■ **What the task requires**
Go through the records underneath and count the lines that include the string "with". Give nothing but the number.

■ **Extracted records**
..........

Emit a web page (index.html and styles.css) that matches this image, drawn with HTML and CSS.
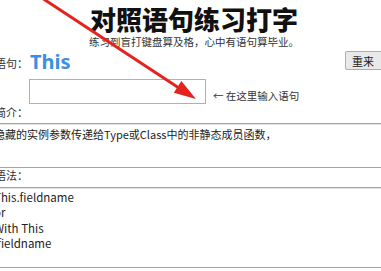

..........

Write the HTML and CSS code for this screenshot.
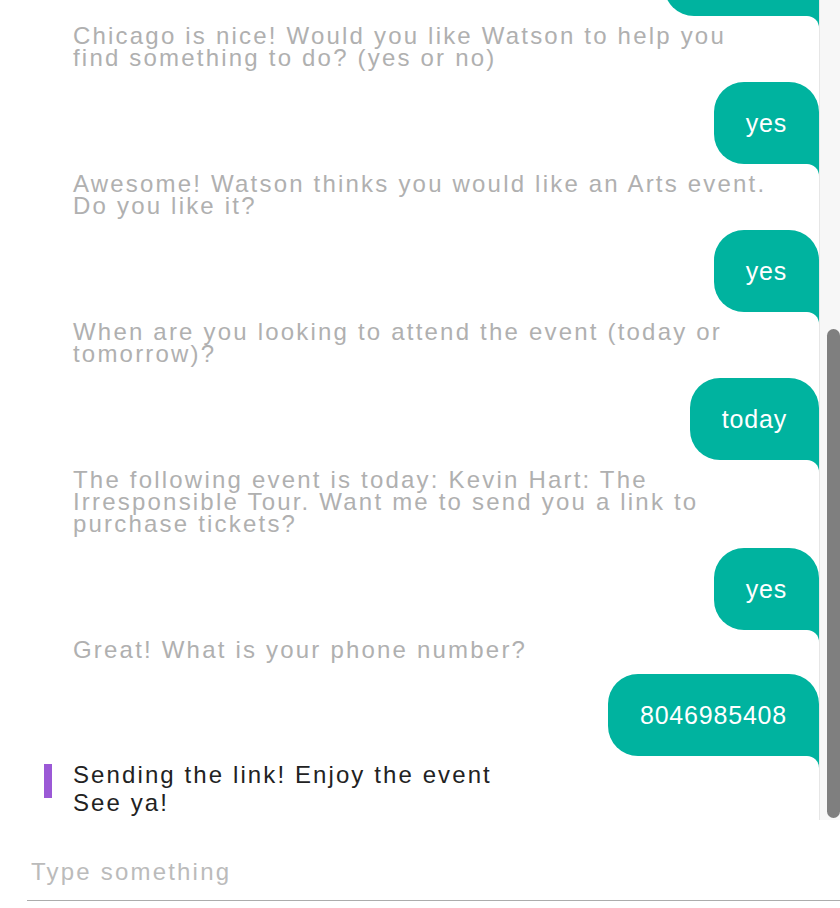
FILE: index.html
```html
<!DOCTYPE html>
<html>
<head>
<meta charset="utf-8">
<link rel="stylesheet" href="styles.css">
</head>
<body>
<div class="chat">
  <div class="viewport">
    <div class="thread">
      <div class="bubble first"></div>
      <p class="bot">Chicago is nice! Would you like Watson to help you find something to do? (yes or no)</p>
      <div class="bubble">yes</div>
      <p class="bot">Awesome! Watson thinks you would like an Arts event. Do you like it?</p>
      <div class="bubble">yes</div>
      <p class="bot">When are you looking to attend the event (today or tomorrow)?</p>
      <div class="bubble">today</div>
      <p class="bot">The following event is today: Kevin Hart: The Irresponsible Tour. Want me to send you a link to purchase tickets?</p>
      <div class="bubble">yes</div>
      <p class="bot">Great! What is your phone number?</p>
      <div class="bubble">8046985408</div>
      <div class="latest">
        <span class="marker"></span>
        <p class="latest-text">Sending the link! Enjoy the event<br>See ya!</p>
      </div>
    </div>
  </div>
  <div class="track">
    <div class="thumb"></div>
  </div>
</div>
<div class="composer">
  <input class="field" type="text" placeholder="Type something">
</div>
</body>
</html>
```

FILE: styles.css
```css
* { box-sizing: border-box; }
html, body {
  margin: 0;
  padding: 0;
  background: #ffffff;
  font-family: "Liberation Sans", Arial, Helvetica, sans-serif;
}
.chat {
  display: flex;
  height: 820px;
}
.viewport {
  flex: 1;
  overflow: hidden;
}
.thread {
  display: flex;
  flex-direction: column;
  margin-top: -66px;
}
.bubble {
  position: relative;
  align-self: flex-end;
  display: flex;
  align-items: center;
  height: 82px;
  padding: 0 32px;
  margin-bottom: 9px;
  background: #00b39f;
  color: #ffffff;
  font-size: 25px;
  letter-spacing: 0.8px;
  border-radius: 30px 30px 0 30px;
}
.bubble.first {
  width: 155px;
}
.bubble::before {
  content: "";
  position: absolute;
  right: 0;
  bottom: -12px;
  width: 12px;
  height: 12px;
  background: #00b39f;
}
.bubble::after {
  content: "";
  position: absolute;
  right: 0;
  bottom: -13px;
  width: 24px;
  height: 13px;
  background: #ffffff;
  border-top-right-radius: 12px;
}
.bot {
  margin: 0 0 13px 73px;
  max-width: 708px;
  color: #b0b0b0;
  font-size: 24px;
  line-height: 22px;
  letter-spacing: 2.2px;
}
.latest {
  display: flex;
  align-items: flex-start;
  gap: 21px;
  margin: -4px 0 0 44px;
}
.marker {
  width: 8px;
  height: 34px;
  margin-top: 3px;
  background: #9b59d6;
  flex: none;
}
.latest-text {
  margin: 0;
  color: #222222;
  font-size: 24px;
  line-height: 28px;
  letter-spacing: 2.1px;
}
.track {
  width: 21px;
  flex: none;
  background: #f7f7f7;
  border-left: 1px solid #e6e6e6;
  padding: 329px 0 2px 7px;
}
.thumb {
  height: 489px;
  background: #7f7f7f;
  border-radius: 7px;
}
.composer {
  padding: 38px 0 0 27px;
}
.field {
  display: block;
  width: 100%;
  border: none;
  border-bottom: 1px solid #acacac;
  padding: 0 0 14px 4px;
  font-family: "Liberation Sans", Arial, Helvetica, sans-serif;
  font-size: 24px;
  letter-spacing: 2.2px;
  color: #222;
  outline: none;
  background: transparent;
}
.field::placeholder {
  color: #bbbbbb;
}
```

..........

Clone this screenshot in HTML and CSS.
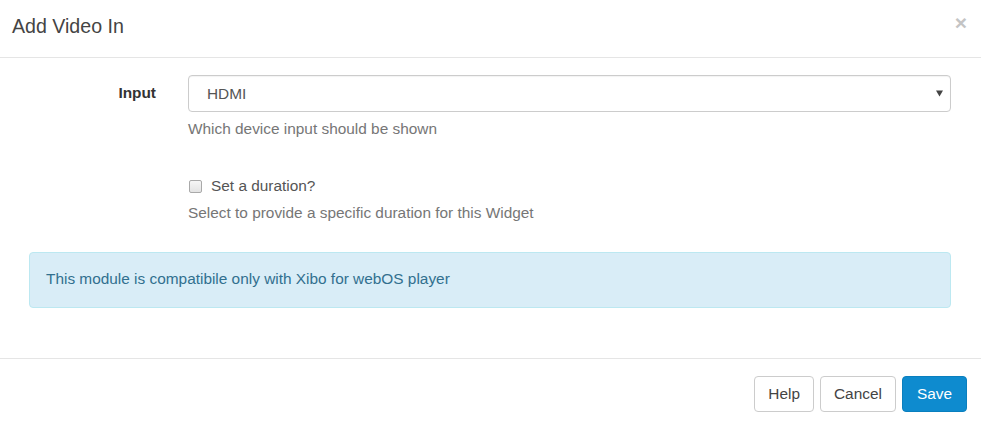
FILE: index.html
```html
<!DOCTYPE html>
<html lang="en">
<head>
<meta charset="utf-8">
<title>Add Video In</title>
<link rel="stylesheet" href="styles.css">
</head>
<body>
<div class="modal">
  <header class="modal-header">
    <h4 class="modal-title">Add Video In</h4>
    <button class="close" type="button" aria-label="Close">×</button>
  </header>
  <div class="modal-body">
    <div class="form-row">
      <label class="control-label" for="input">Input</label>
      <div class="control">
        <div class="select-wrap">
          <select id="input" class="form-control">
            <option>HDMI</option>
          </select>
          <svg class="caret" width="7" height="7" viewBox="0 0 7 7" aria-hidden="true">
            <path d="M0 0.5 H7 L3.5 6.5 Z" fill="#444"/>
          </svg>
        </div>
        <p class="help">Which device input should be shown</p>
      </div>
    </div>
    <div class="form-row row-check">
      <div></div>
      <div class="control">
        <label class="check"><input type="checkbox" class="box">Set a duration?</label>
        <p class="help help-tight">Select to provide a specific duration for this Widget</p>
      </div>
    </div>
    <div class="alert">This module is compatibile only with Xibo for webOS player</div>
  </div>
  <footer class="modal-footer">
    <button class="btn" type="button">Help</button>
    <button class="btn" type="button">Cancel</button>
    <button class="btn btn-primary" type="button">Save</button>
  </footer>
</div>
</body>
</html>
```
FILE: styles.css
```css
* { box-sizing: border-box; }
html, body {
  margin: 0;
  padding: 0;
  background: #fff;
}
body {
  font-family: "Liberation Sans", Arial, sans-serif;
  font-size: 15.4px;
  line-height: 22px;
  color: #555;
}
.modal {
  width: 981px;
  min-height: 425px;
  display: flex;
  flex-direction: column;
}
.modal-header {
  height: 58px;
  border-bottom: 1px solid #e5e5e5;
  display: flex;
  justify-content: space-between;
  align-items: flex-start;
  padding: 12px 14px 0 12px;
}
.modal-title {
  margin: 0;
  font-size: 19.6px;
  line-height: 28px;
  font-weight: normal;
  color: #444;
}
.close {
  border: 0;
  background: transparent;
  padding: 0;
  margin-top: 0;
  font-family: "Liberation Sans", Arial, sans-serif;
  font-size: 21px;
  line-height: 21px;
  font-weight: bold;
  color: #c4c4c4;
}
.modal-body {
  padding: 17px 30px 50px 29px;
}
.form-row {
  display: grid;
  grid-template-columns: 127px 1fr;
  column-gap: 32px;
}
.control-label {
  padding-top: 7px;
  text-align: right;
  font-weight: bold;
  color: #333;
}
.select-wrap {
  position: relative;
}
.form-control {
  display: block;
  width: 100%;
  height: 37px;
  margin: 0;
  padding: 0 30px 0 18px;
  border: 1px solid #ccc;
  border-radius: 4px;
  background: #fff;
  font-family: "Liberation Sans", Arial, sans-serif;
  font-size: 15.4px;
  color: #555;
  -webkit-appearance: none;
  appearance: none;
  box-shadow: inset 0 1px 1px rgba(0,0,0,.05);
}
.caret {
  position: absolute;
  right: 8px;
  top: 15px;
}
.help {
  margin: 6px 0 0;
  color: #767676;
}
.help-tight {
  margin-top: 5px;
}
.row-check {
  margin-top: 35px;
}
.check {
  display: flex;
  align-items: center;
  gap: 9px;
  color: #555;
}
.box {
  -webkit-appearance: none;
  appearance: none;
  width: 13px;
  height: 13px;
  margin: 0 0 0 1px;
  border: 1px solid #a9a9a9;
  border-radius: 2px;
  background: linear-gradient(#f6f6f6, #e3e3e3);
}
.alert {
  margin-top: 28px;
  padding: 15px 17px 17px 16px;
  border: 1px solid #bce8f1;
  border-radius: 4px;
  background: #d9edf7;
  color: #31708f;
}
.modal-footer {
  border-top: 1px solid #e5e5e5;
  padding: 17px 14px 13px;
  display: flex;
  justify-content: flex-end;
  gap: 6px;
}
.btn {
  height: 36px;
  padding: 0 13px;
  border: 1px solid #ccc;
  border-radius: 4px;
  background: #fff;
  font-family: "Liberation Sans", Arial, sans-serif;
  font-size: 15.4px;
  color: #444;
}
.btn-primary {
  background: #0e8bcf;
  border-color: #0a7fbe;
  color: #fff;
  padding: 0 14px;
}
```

..........

■ **Exercise solution**
2